The cross product is not merely an abstract mathematical operation; it describes many real-world physical phenomena. Its ability to produce a vector perpendicular to two input vectors makes it indispensable in specific contexts.

• Torque: In mechanics, torque (τ) is the rotational equivalent of force. It is calculated as the cross product of the position vector (r) from the pivot point to the point where the force is applied and the force vector (F): τ = r × F. The direction of the torque vector indicates the axis of rotation.
• Angular Momentum: For a particle, angular momentum (L) relative to an origin is the cross product of its position vector (r) and its linear momentum (p): L = r × p. This concept is central to rotational dynamics.
• Magnetic Force (Lorentz Force): When a charged particle moves through a magnetic field, it experiences a force. This magnetic force (F_B) is proportional to the cross product of the particle’s charge (q), its velocity vector (v), and the magnetic field vector (B): F_B = q(v × B). The direction of this force is perpendicular to both the velocity and the magnetic field.
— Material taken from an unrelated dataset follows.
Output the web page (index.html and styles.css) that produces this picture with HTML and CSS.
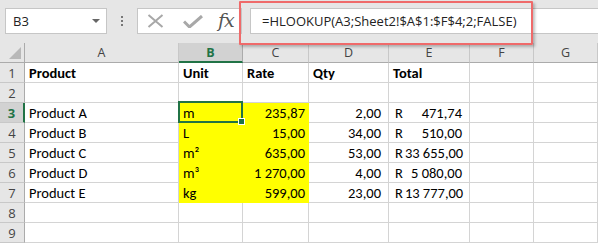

• Area Calculation: The magnitude of the cross product of two vectors directly gives the area of the parallelogram formed by those vectors. Half of this magnitude gives the area of the triangle formed by the vectors. This is useful in geometry and computer graphics.
• Normal Vectors: In computer graphics and geometry, the cross product is used to find a normal vector (a vector perpendicular to a surface) to a plane defined by two non-parallel vectors lying within that plane. This is fundamental for lighting calculations and surface rendering.

These applications demonstrate the practical significance of mastering the cross product. It provides a concise mathematical representation for directional quantities arising from the interaction of two other directional quantities.